Question. Is it possible deduce that this series is convergent $$\sum_{n=1}^\infty\frac{\mu\left(\lfloor \sqrt{n} \rfloor\right)-\mu\left(\lceil \sqrt{n} \rceil\right)}{n}?$$ Many thanks.
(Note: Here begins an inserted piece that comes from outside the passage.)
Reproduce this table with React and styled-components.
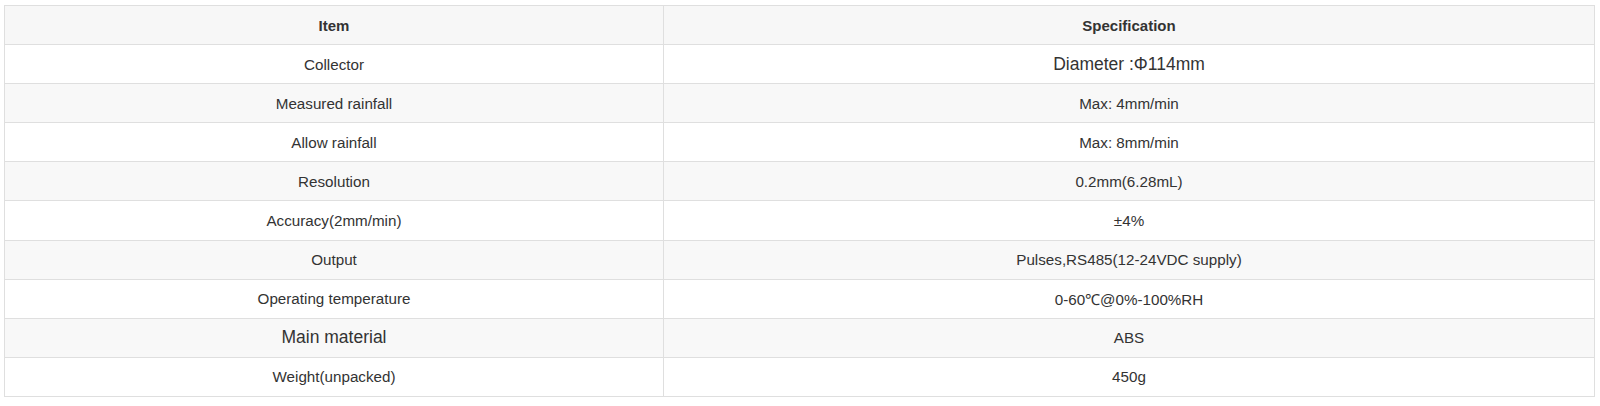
import styled, { createGlobalStyle } from "styled-components";

const GlobalStyle = createGlobalStyle`
  html, body {
    margin: 0;
    padding: 0;
    background: #ffffff;
  }
  body {
    font-family: "Liberation Sans", Arial, sans-serif;
  }
`;

export const Page = styled.div`
  padding: 5px 5px 0 4px;
`;

export const SpecTable = styled.table`
  width: 100%;
  border-collapse: collapse;
  table-layout: fixed;
  border: 1px solid #dfdfdf;
  color: #333333;
`;

export const HeadCell = styled.th`
  height: 38.1px;
  padding: 0 8px;
  border: 1px solid #dfdfdf;
  background-color: #f7f7f7;
  font-size: 15px;
  font-weight: bold;
  text-align: center;
  vertical-align: middle;
`;

export const Row = styled.tr`
  background-color: ${(p) => (p.$striped ? "#f8f8f8" : "#ffffff")};
`;

export const Cell = styled.td`
  height: 38.1px;
  padding: 0 8px;
  border: 1px solid #dfdfdf;
  font-size: ${(p) => (p.$large ? "17.5px" : "15.2px")};
  text-align: center;
  vertical-align: middle;
`;

const specs = [
  { item: "Collector", value: "Diameter :Φ114mm", largeValue: true },
  { item: "Measured rainfall", value: "Max: 4mm/min" },
  { item: "Allow rainfall", value: "Max: 8mm/min" },
  { item: "Resolution", value: "0.2mm(6.28mL)" },
  { item: "Accuracy(2mm/min)", value: "±4%" },
  { item: "Output", value: "Pulses,RS485(12-24VDC supply)" },
  { item: "Operating temperature", value: "0-60℃@0%-100%RH" },
  { item: "Main material", value: "ABS", largeItem: true },
  { item: "Weight(unpacked)", value: "450g" },
];

const App = () => {
  return (
    <>
      <GlobalStyle />
      <Page>
        <SpecTable>
          <colgroup>
            <col style={{ width: "659px" }} />
            <col />
          </colgroup>
          <thead>
            <tr>
              <HeadCell>Item</HeadCell>
              <HeadCell>Specification</HeadCell>
            </tr>
          </thead>
          <tbody>
            {specs.map((s, i) => (
              <Row key={s.item} $striped={i % 2 === 1}>
                <Cell $large={s.largeItem}>{s.item}</Cell>
                <Cell $large={s.largeValue}>{s.value}</Cell>
              </Row>
            ))}
          </tbody>
        </SpecTable>
      </Page>
    </>
  );
};

export default App;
Is not required an approximation, only is required the discussion about if the series is convergent or does diverge.

With this my code

sum (mu(floor(sqrt(n)))-mu(ceil(sqrt(n))))/n, from n=1 to 1000

Wolfram Alpha calculate an approximation and show us a graph.

Answer 1

$$\begin{eqnarray*}\sum_{m=1}^{M}\sum_{n=m^2}^{(m+1)^2-1}\frac{\mu\left\lfloor\sqrt{n}\right\rfloor-\mu\left\lceil \sqrt{n}\right\rceil}{n}&=&\sum_{m=1}^{M}\sum_{n=m^2+1}^{(m+1)^2-1}\frac{\mu\left\lfloor\sqrt{n}\right\rfloor-\mu\left\lceil \sqrt{n}\right\rceil}{n}\\&=&\sum_{m=1}^{M}\sum_{n=m^2+1}^{(m+1)^2-1}\frac{\mu(m)-\mu(m+1)}{n}\\&=&\sum_{m=1}^{M}\left(\mu(m)-\mu(m+1)\right)\left(H_{(m+1)^2-1}-H_{m^2}\right)\\(\text{summation by parts})\quad&=&-\mu(M+1)\left(H_{(M+1)^2-1}-H_{M^2}\right)\\&&+\sum_{m=1}^{M-1}\mu(m+1)\left(H_{(m+2)^2-1}-H_{(m+1)^2}-H_{(m+1)^2-1}+H_{m^2}\right)\\&=&O\left(\frac{1}{M}\right)+\sum_{m=2}^{M}\mu(m)\left(-\frac{2}{m^2}+\frac{2}{m^3}+O\left(\frac{1}{m^4}\right)\right)\end{eqnarray*}$$ is an absolutely convergent series, whose value is close to $-\frac{2}{\zeta(2)}+\frac{2}{\zeta(3)}$.

Answer 2

It seems that $\mu$ can be replaced by any bounded function $g$. Denote by $S_k$ the sum $$\sum_{i=1}^{2k}\frac 1{k^2+i}$$ It's easy to see that $S_k<2k/k^2=2/k$, hence $\lim_{k\to\infty}S_k=0$. Furthermore, $S_k-S_{k-1}<0$ for sufficiently large $k$ (this is a little fussy to show; instead one may just prove $|S_k-S_{k-1}|=O(1/k^2)$), hence $\sum_{n=1}^\infty|S_k-S_{k-1}|$ converges. Now note that \begin{align} \sum_{n=1}^{N^2}\frac{g(\lfloor n\rfloor)-g(\lceil n\rceil)}{n} & =\sum_{k=1}^{N-1}(g(k)-g(k+1))\sum_{i=1}^{2k}\frac 1{k^2+i}\\ & = \sum_{k=1}^{N-1}(g(k)-g(k+1))S_k\\ & = g(1)S_1+\sum_{k=2}^{N-1} g(k)(S_k-S_{k-1})-\lim_{N\to\infty}g(N)S_{N-1}\\&(\text{The last line is Abel summation formula}) \end{align} which is convergent since $g$ is bounded. For general $M$ with $N^2\le M<(N+1)^2$, just note that $$\left|\sum_{n=N^2+1}^M\frac{g(\lfloor n\rfloor)-g(\lceil n\rceil)}{n}\right|\le 2A\sum_{n=N^2+1}^M\frac 1 n\le \frac{2A(M-N^2)}{N^2}\le\frac{4A}{N}$$ tending to zero as $M\to\infty$.